** BEGIN EXERCISE MATERIAL **

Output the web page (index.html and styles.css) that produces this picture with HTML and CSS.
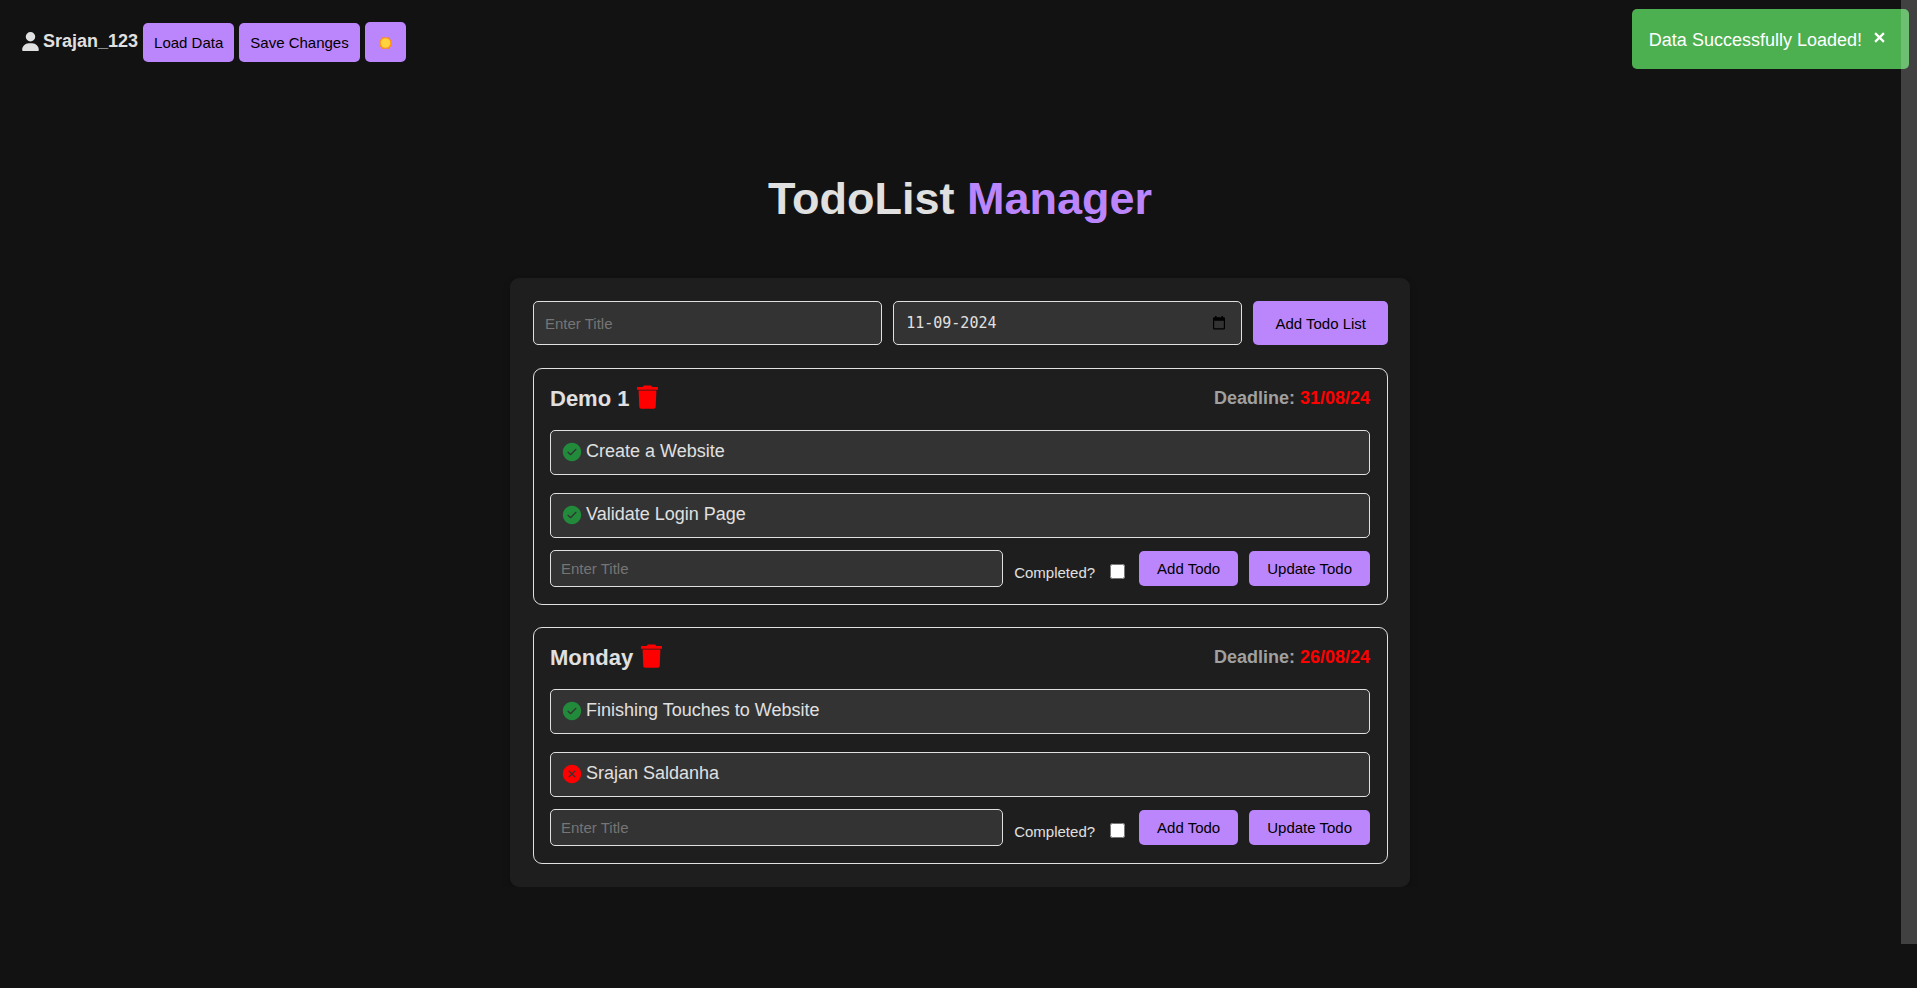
FILE: index.html
```html
<!DOCTYPE html>
<html lang="en">
<head>
<meta charset="utf-8">
<title>TodoList Manager</title>
<link rel="stylesheet" href="styles.css">
</head>
<body>
<svg class="sprite" aria-hidden="true">
  <symbol id="person" viewBox="0 0 448 512"><path d="M224 256a128 128 0 1 0 0-256 128 128 0 1 0 0 256zm-45.700 48C79.800 304 0 383.800 0 482.300 0 498.700 13.300 512 29.700 512h388.600c16.400 0 29.700-13.300 29.700-29.700 0-98.500-79.800-178.300-178.300-178.300z"/></symbol>
  <symbol id="trash" viewBox="0 0 21 24"><path d="M.6 2H5.500L7 .5h7L15.500 2h4.900q.6 0 .6.600v2.200H0V2.600Q0 2 .6 2Z"/><path d="M1.600 5.600h17.800L18.700 22q-.1 1.800-1.900 1.800H4.200Q2.400 23.800 2.300 22Z"/></symbol>
  <symbol id="done" viewBox="0 0 24 24"><path d="M1 12C1 5.925 5.925 1 12 1s11 4.925 11 11-4.925 11-11 11S1 18.075 1 12Zm16.280-2.720a.751.751 0 0 0-.018-1.042.751.751 0 0 0-1.042-.018l-5.970 5.970-2.470-2.470a.751.751 0 0 0-1.042.018.751.751 0 0 0-.018 1.042l3 3a.750.750 0 0 0 1.060 0Z"/></symbol>
  <symbol id="open" viewBox="0 0 24 24"><path d="M1 12C1 5.925 5.925 1 12 1s11 4.925 11 11-4.925 11-11 11S1 18.075 1 12Zm8.036-4.024a.751.751 0 0 0-1.042.018.751.751 0 0 0-.018 1.042L10.939 12l-2.963 2.963a.749.749 0 0 0 .326 1.275.749.749 0 0 0 .734-.215L12 13.060l2.963 2.964a.750.750 0 0 0 1.061-1.060L13.061 12l2.963-2.964a.749.749 0 0 0-.326-1.275.749.749 0 0 0-.734.215L12 10.939Z"/></symbol>
</svg>

<header class="topbar">
  <span class="user"><svg class="user-icon"><use href="#person"/></svg>Srajan_123</span>
  <button class="btn btn-top" type="button">Load Data</button>
  <button class="btn btn-top" type="button">Save Changes</button>
  <button class="btn btn-theme" type="button" aria-label="Switch to light theme">
    <svg class="sun" viewBox="0 0 14 14"><path fill="#ff8f1f" d="m7 0 1.600 1.400 2.100-.5.800 2 2 .8-.5 2.100L14 7l-1 1.700.5 2-2 .8-.8 2-2.100-.5L7 14l-1.600-1-2.100.5-.8-2-2-.8.500-2L0 7l1-1.200-.5-2.100 2-.8.800-2 2.100.5z"/><circle cx="7" cy="7" r="5.200" fill="#ffd23e"/></svg>
  </button>
</header>

<div class="toast" role="status"><span>Data Successfully Loaded!</span><button class="toast-close" type="button" aria-label="Close"><svg viewBox="0 0 10 10"><path d="M1 1l8 8M9 1L1 9"/></svg></button></div>
<div class="scroll-thumb"></div>

<main>
  <h1 class="title">TodoList <span class="accent">Manager</span></h1>
  <section class="panel">
    <form class="new-list">
      <input class="field field-lg" type="text" placeholder="Enter Title" aria-label="List title">
      <div class="field field-lg date">
        <input class="date-text" type="text" value="11-09-2024" aria-label="Deadline">
        <button class="date-open" type="button" aria-label="Choose date"><svg viewBox="0 0 12 14"><path fill-rule="evenodd" d="M2 0h1.500v1.300h5V0H10v1.300h.8q1.200 0 1.200 1.200v9.800q0 1.200-1.200 1.200H1.200Q0 13.500 0 12.300V2.500Q0 1.300 1.200 1.300H2ZM1.200 4.700v7.600h9.600V4.700Z"/></svg></button>
      </div>
      <button class="btn btn-list" type="button">Add Todo List</button>
    </form>

    <article class="card">
      <header class="card-head">
        <h2 class="card-title">Demo 1 <button class="delete" type="button" aria-label="Delete Demo 1"><svg><use href="#trash"/></svg></button></h2>
        <p class="deadline">Deadline: <span class="late">31/08/24</span></p>
      </header>
      <ul class="todos">
        <li class="todo"><svg class="state done"><use href="#done"/></svg>Create a Website</li>
        <li class="todo"><svg class="state done"><use href="#done"/></svg>Validate Login Page</li>
      </ul>
      <form class="new-todo">
        <input class="field field-sm" type="text" placeholder="Enter Title" aria-label="Todo title">
        <label class="completed" for="c1">Completed?</label><input class="check" id="c1" type="checkbox">
        <button class="btn btn-todo" type="button">Add Todo</button>
        <button class="btn btn-todo" type="button">Update Todo</button>
      </form>
    </article>

    <article class="card">
      <header class="card-head">
        <h2 class="card-title">Monday <button class="delete" type="button" aria-label="Delete Monday"><svg><use href="#trash"/></svg></button></h2>
        <p class="deadline">Deadline: <span class="late">26/08/24</span></p>
      </header>
      <ul class="todos">
        <li class="todo"><svg class="state done"><use href="#done"/></svg>Finishing Touches to Website</li>
        <li class="todo"><svg class="state open"><use href="#open"/></svg>Srajan Saldanha</li>
      </ul>
      <form class="new-todo">
        <input class="field field-sm" type="text" placeholder="Enter Title" aria-label="Todo title">
        <label class="completed" for="c2">Completed?</label><input class="check" id="c2" type="checkbox">
        <button class="btn btn-todo" type="button">Add Todo</button>
        <button class="btn btn-todo" type="button">Update Todo</button>
      </form>
    </article>
  </section>
</main>
</body>
</html>
```
FILE: styles.css
```css
* { box-sizing: border-box; }
body {
  margin: 0;
  background: #121212;
  color: #e0e0e0;
  font: 18px/21px "Liberation Sans", Arial, sans-serif;
}
h1, h2, p, ul { margin: 0; padding: 0; }
button, input { font: inherit; color: inherit; }
button { border: 0; padding: 0; background: none; cursor: pointer; }
svg { display: block; fill: currentColor; }
.sprite { position: absolute; width: 0; height: 0; }
main { padding-left: 3px; }

.topbar { display: flex; align-items: flex-end; gap: 5px; padding: 21px 22px 0; }
.user { display: flex; align-items: center; height: 41px; font-weight: 700; }
.user-icon { width: 17px; height: 19px; margin-right: 4px; }

.btn {
  border-radius: 5px;
  background: #bb86fc;
  color: #000;
  font-size: 15px;
  line-height: 17px;
}
.btn-top { padding: 11px; }
.btn-theme { padding: 14px 14px 12px; }
.sun { width: 13px; height: 14px; }

.toast {
  position: fixed;
  top: 9px;
  right: 8px;
  display: flex;
  padding: 21px 24px 18px 17px;
  border-radius: 5px;
  background: #4caf50;
  color: #fff;
}
.toast-close { width: 11px; height: 15px; margin-left: 12px; }
.toast-close svg { width: 11px; height: 11px; fill: none; stroke: #fff; stroke-width: 2; }
.scroll-thumb {
  position: fixed;
  top: 0;
  right: 0;
  width: 16px;
  height: 944px;
  background: rgba(255, 255, 255, 0.2);
}

.title { margin: 110px 0 53px; font-size: 45px; line-height: 53px; text-align: center; }
.accent { color: #bb86fc; }

.panel {
  max-width: 900px;
  margin: 0 auto;
  padding: 23px 22px 23px 23px;
  border-radius: 9px;
  background: #1e1e1e;
  box-shadow: 0 4px 9px rgba(0, 0, 0, 0.2);
}
.field {
  min-width: 0;
  border: 1px solid #e0e0e0;
  border-radius: 5px;
  background: #333;
  font-size: 15px;
}
.field::placeholder { color: #757575; }
.new-list { display: grid; grid-template-columns: 1fr 1fr auto; gap: 11px; margin-bottom: 23px; }
.field-lg { height: 44px; padding: 0 11px; }
.date { display: flex; align-items: center; justify-content: space-between; padding: 0 16px 0 12px; }
.date-text { flex: 1; min-width: 0; border: 0; padding: 0; background: none; font: 15px/17px "DejaVu Sans Mono", monospace; color: #e0e0e0; }
.date-open { color: #000; }
.date-open svg { width: 12px; height: 14px; }
.btn-list { padding: 0 22px; }

.card { padding: 16px 17px 17px 16px; border: 1px solid #e0e0e0; border-radius: 9px; }
.card + .card { margin-top: 22px; }
.card-head { display: flex; align-items: center; justify-content: space-between; height: 27px; }
.card-title { display: flex; align-items: flex-start; gap: 8px; font-size: 22px; line-height: 27px; }
.delete { color: #f00; }
.delete svg { width: 21px; height: 24px; }
.deadline { font-weight: 700; color: #a0a0a0; }
.late { color: #f00; }

.todos { list-style: none; margin-top: 18px; display: grid; gap: 18px; }
.todo { display: flex; align-items: center; height: 45px; padding: 0 11px 2px; border: 1px solid #e0e0e0; border-radius: 5px; background: #333; }
.state { width: 20px; height: 20px; margin-right: 4px; }
.done { color: #228b3b; }
.open { color: #f00; }

.new-todo { display: flex; align-items: center; gap: 11px; margin-top: 12px; }
.field-sm { flex: 1; height: 37px; padding: 0 10px; }
.completed { padding-top: 7px; font-size: 15px; line-height: 17px; }
.check { width: 15px; height: 15px; margin: 5px 3px 0 4px; }
.btn-todo { padding: 9px 18px; }
```
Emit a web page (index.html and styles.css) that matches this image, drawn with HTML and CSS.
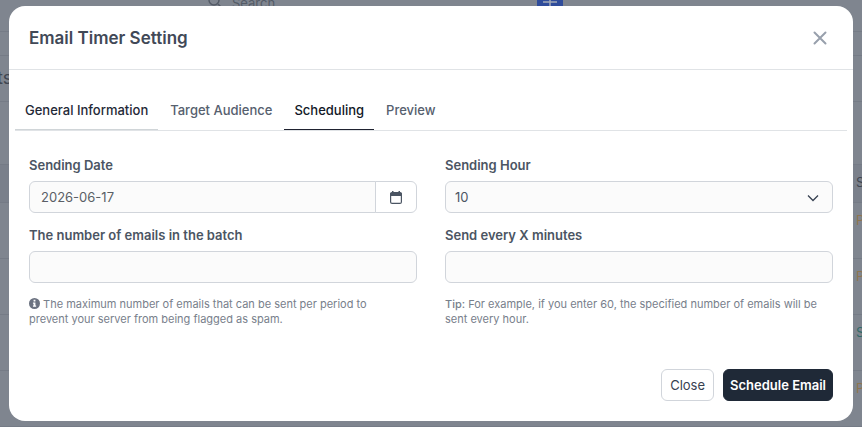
FILE: index.html
```html
<!DOCTYPE html>
<html lang="en">
<head>
<meta charset="utf-8">
<title>Email Timer Setting</title>
<meta name="viewport" content="width=device-width, initial-scale=1">
<link rel="stylesheet" href="styles.css">
</head>
<body>
<div class="page" aria-hidden="true">
  <div class="topbar">
    <span class="search"><svg width="14" height="14" viewBox="0 0 14 14"><circle cx="6" cy="6" r="5"/><path d="M10 10l4 4"/></svg>Search</span>
    <span class="add"><svg width="14" height="14" viewBox="0 0 14 14"><path d="M7 0v14M0 7h14"/></svg></span>
  </div>
  <div class="subbar"></div>
  <div class="heading">ts</div>
  <div class="tools"></div>
  <div class="row row-head">S</div>
  <div class="row pending">P</div>
  <div class="row pending">P</div>
  <div class="row sent">S</div>
  <div class="row pending">P</div>
</div>
<div class="overlay">
  <section class="modal" role="dialog" aria-modal="true" aria-labelledby="title">
    <header class="modal-header">
      <h1 id="title">Email Timer Setting</h1>
      <button class="dismiss" type="button" aria-label="Close dialog"><svg width="14" height="14" viewBox="0 0 14 14"><path d="M1.5 1.5l11 11M12.500 1.500l-11 11"/></svg></button>
    </header>
    <nav class="tabs">
      <a class="tab hovered" href="#general">General Information</a>
      <a class="tab" href="#audience">Target Audience</a>
      <a class="tab active" href="#scheduling" aria-current="page">Scheduling</a>
      <a class="tab" href="#preview">Preview</a>
    </nav>
    <form class="form">
      <div class="fields">
        <div class="field">
          <label for="date">Sending Date</label>
          <div class="input-group">
            <input class="control" id="date" type="text" value="2026-06-17">
            <button class="picker" type="button" aria-label="Choose date"><svg width="12" height="13" viewBox="0 0 12 13"><rect x=".6" y="1.600" width="10.800" height="10.800" rx="1.500"/><path class="solid" d="M0 5V3a1.500 1.500 0 0 1 1.500-1.500H2V0h1.500v1.500h5V0H10v1.500h.5A1.500 1.500 0 0 1 12 3v2z"/></svg></button>
          </div>
        </div>
        <div class="field">
          <label for="hour">Sending Hour</label>
          <div class="select-wrap">
            <select class="control" id="hour"><option>10</option></select>
            <svg class="chevron" width="12" height="8" viewBox="0 0 12 8"><path d="M1 1.500l5 5 5-5"/></svg>
          </div>
        </div>
        <div class="field">
          <label for="batch">The number of emails in the batch</label>
          <input class="control" id="batch" type="text" aria-describedby="batch-help">
          <p class="help" id="batch-help"><svg class="info" width="11" height="11" viewBox="0 0 12 12"><circle cx="6" cy="6" r="6"/><path d="M5 2h2v1.800H5zM4.300 5H7v3.300h.8v1.200H4.300V8.300H5V6.200h-.7z"/></svg> The maximum number of emails that can be sent per period to prevent your server from being flagged as spam.</p>
        </div>
        <div class="field">
          <label for="every">Send every X minutes</label>
          <input class="control" id="every" type="text" aria-describedby="every-help">
          <p class="help" id="every-help"><b>Tip:</b> For example, if you enter 60, the specified number of emails will be sent every hour.</p>
        </div>
      </div>
      <footer class="actions">
        <button class="btn" type="button">Close</button>
        <button class="btn primary" type="submit">Schedule Email</button>
      </footer>
    </form>
  </section>
</div>
</body>
</html>
```
FILE: styles.css
```css
* { box-sizing: border-box; }
body {
  margin: 0;
  height: 100vh;
  overflow: hidden;
  position: relative;
  background: #7f858f;
  color: #4b5563;
  font: 13px/20px Inter, "Liberation Sans", sans-serif;
}
svg { fill: none; stroke: currentColor; }

/* Dimmed page behind the dialog */
.page { color: #3f4651; }
.topbar, .subbar, .heading, .row, .tools { border-bottom: 1px solid #757b86; }
.topbar {
  display: flex;
  height: 32px;
  padding-left: 208px;
  padding-right: 299px;
  justify-content: space-between;
  align-items: flex-start;
}
.search { display: flex; gap: 10px; line-height: 6px; color: #545b66; }
.search svg { margin-top: -6px; stroke-width: 1.5; }
.add { width: 26px; height: 14px; background: #2f4c9b; color: #a3a9b8; text-align: center; line-height: 0; }
.add svg { margin-top: -5px; stroke-width: 1.5; }
.subbar { height: 24px; }
.heading { height: 46px; font-size: 18px; line-height: 44px; margin-left: -3px; }
.tools { height: 63px; }
.row { height: 56px; padding-left: 856px; line-height: 35px; }
.row-head { height: 38px; background: #7a808b; }
.pending { color: #8f7550; }
.sent { color: #2f6a68; }

/* Dialog */
.overlay { position: absolute; inset: 0; padding: 6px 9px 7px; display: flex; align-items: flex-start; }
.modal { flex: 1; background: #fff; border-radius: 16px; }
.modal-header {
  display: flex;
  justify-content: space-between;
  align-items: center;
  height: 64px;
  padding: 0 20px;
  border-bottom: 1px solid #e0e3e6;
}
h1 { margin: 0; font-size: 17px; line-height: 24px; font-weight: 600; color: #414957; }
.dismiss { border: 0; background: none; padding: 6px; color: #98a0ac; display: flex; }
.dismiss svg { stroke-width: 2; stroke-linecap: round; }

.tabs { display: flex; gap: 2px; margin: 20px 6px 0; border-bottom: 1px solid #e0e3e6; }
.tab {
  padding: 10px 10px 9px;
  border-bottom: 1px solid transparent;
  font-weight: 500;
  color: #56606e;
  text-decoration: none;
}
.hovered { color: #1f2937; border-color: #d0d5d8; }
.active { color: #111827; border-color: #1f2230; }

.form { padding: 24px 20px 20px; }
.fields { display: grid; grid-template-columns: 1fr 1fr; gap: 12px 28px; }
label { display: block; margin-bottom: 6px; font-weight: 600; }
.control {
  display: block;
  width: 100%;
  height: 32px;
  padding: 0 11px;
  border: 1px solid #d1d5db;
  border-radius: 6px;
  background: #fbfbfb;
  color: #5a5f66;
  font: inherit;
}
.input-group { display: flex; }
.input-group .control { flex: 1; min-width: 0; border-radius: 6px 0 0 6px; }
.picker {
  width: 42px;
  margin-left: -1px;
  padding: 0;
  border: 1px solid #d1d5db;
  border-radius: 0 6px 6px 0;
  background: #fff;
  color: #4b5563;
  display: flex;
  align-items: center;
  justify-content: center;
}
.picker svg { stroke-width: 1.2; }
.picker .solid { fill: currentColor; stroke: none; }
.select-wrap { position: relative; }
.select-wrap .control { appearance: none; padding: 0 9px; color: #4b5563; }
.chevron { position: absolute; right: 14px; top: 13px; stroke: #374151; stroke-width: 1.3; pointer-events: none; }
.help { margin: 14px 0 0; padding-right: 12px; font-size: 11px; line-height: 15px; color: #78808b; }
.help b { font-weight: 500; }
.info { vertical-align: -1px; stroke: none; fill: #6b7280; }
.info path { fill: #fff; }

.actions { display: flex; justify-content: flex-end; gap: 9px; margin-top: 42px; }
.btn {
  height: 32px;
  padding: 0 8px;
  border: 1px solid #d1d5db;
  border-radius: 6px;
  background: #fff;
  color: #374151;
  font: inherit;
}
.primary { padding: 0 6px; border-color: #1f2937; background: #1f2937; color: #fff; font-weight: 600; }
```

** END EXERCISE MATERIAL **

> _OBJECTIVE_
Scan the records above for the string "with", then select every line that holds it.

> _SOLUTION BELOW_
Output the web page (index.html and styles.css) that produces this picture with HTML and CSS.
Emit a web page (index.html and styles.css) that matches this image, drawn with HTML and CSS.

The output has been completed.